A dissenting vote by Jess Dickinson points to the question of whether the U.S. Supreme Court overreached its authority by ruling in favor of same-sex marriages. Several states, including Mississippi, had declared same-sex marriage as unconstitutional until the ruling was made. State Attorney General Jim Hood told the court the Supreme Court’s ruling stands and makes the ban unconstitutional.

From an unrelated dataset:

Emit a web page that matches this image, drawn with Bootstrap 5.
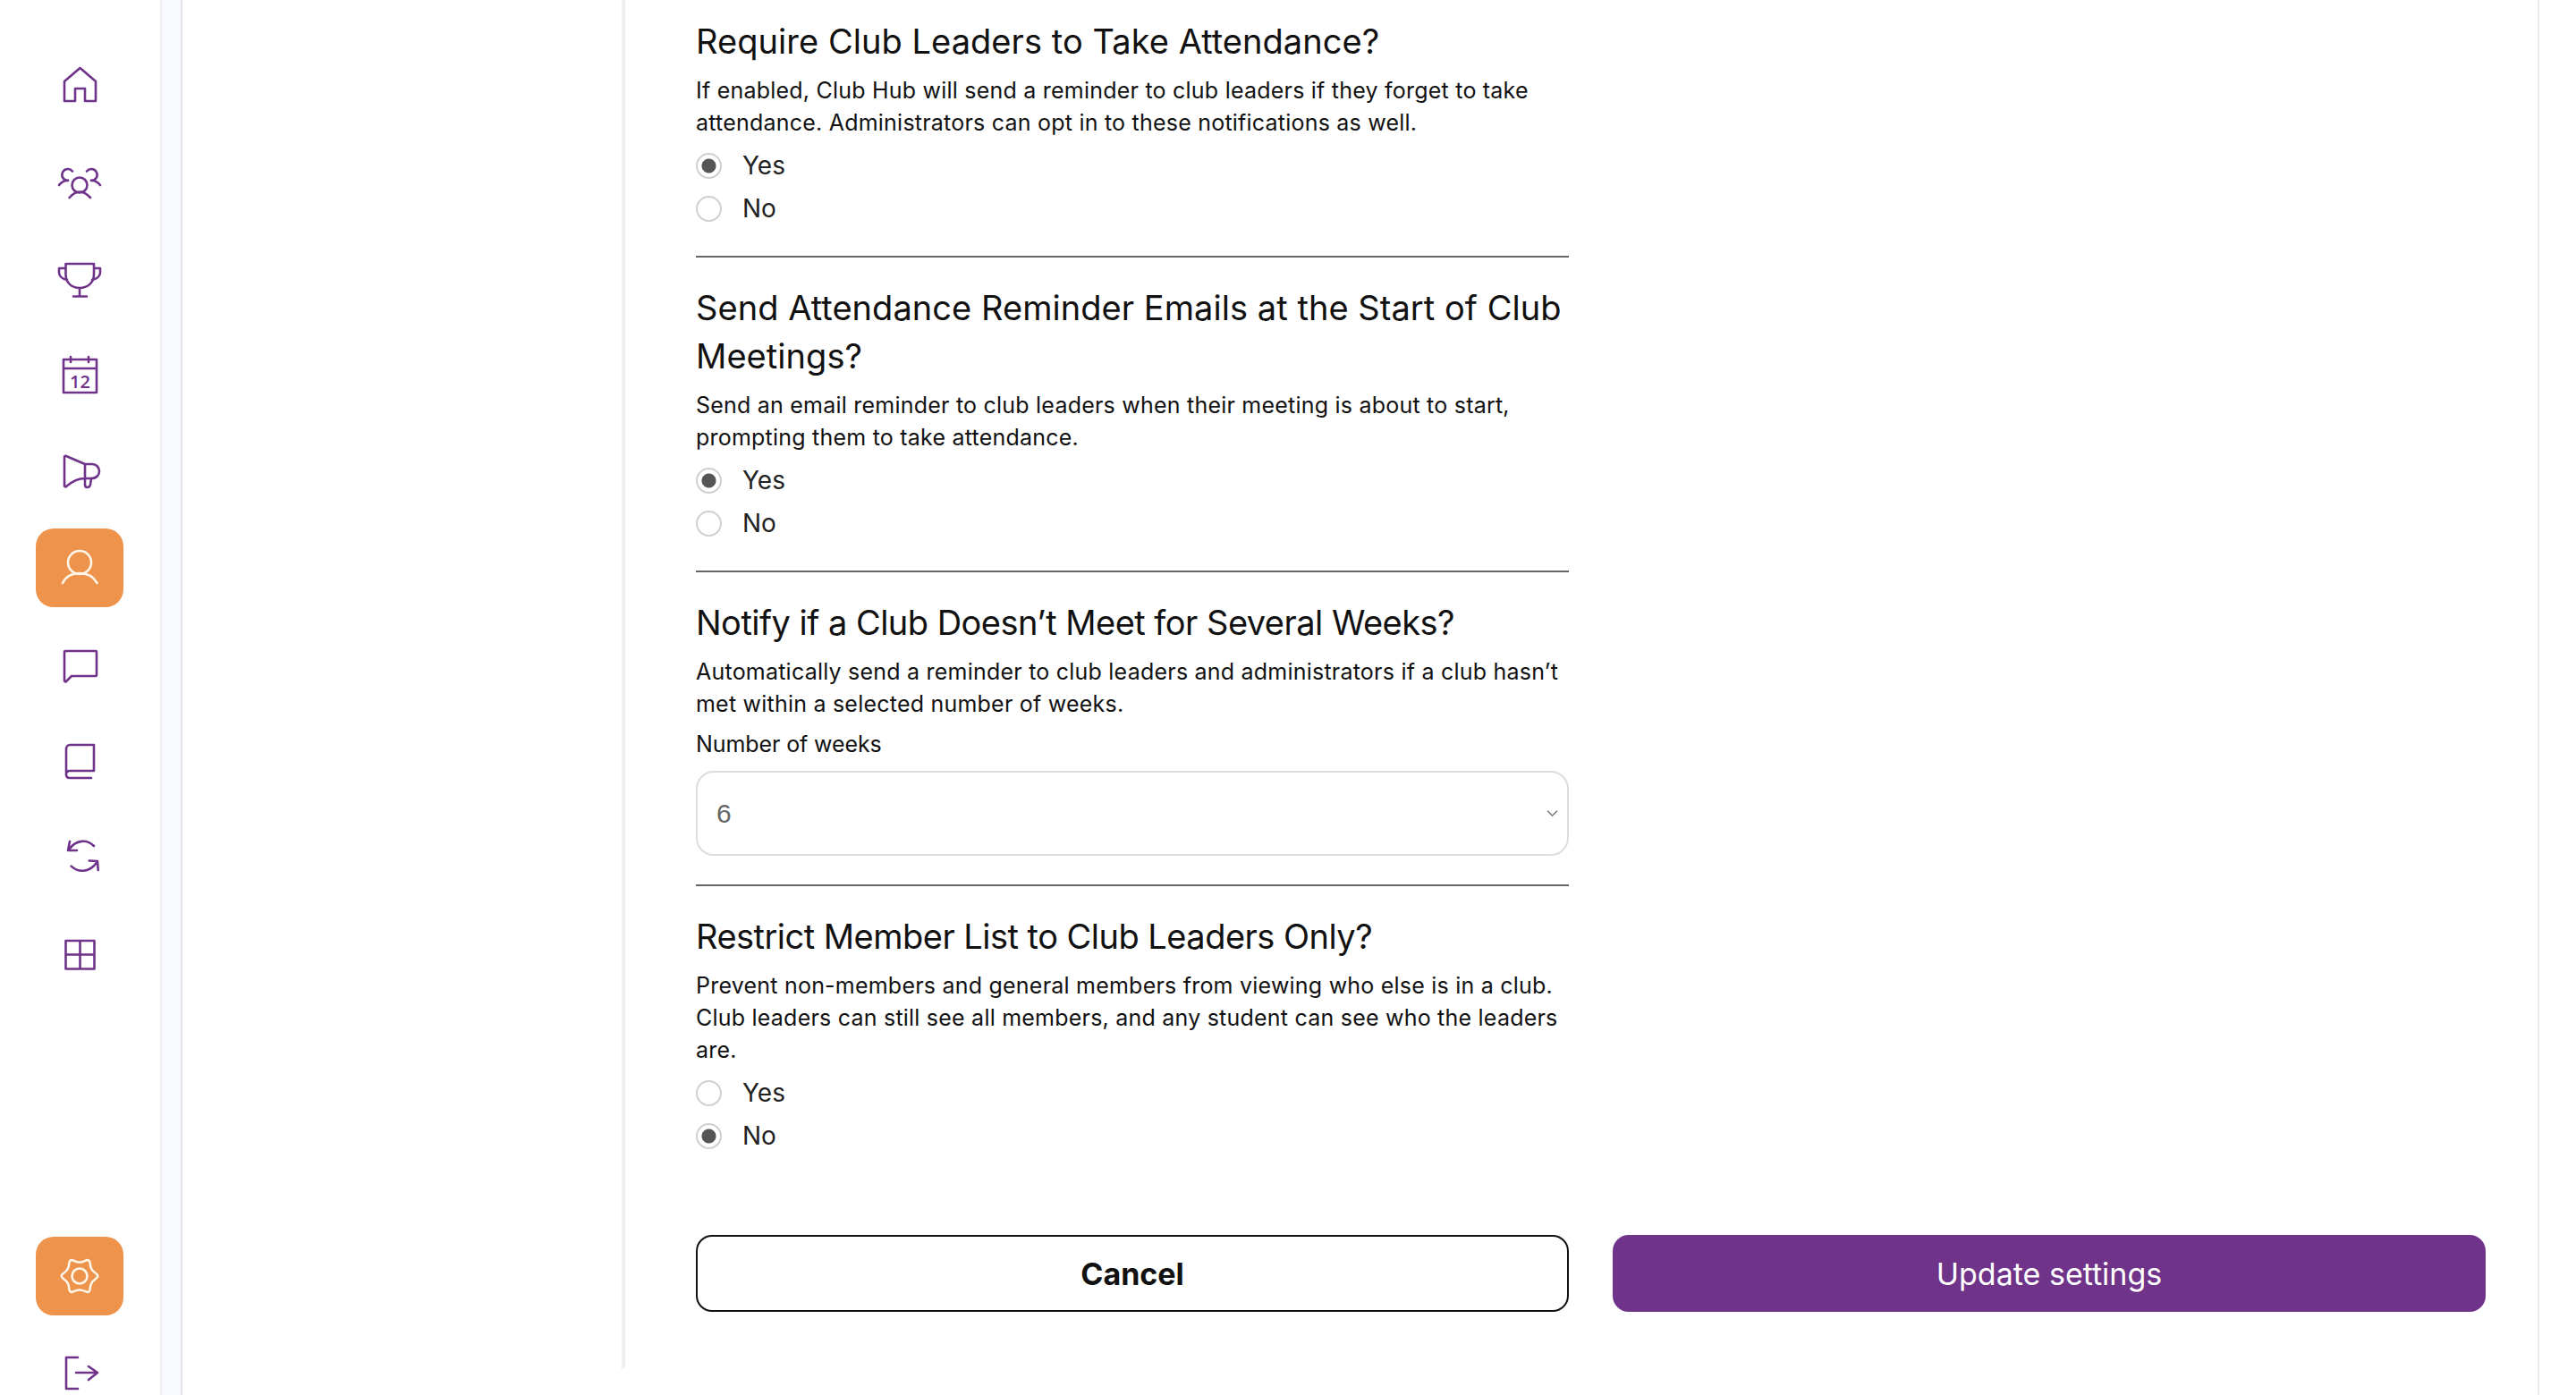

Dickinson wrote in his dissenting vote, “And while it is true that the Supremacy Clause of the United States Constitution obligates state courts to follow the United States Supreme Court’s constitutional interpretations, even when they disagree with those interpretations, there is substantial support from legal scholars that state courts are not required to recognize as legitimate legal authority a Supreme Court decision that is no way a constitutional interpretation, but rather is a legislative act by a judicial body that is – as Chief Justice Roberts put it – a decision that ‘has no basis in the Constitution or (United States Supreme Court) precedent.’”
The case that brought this issue to the Mississippi Supreme Court was from 2013 when same-sex marriage was banned in the state. DeSoto County member Lauren Beth Czekala-Chatham wished to divorce her wife that she married in California but was not allowed. Her wife now lives in Arkansas. Their divorce should now be quickly finalized.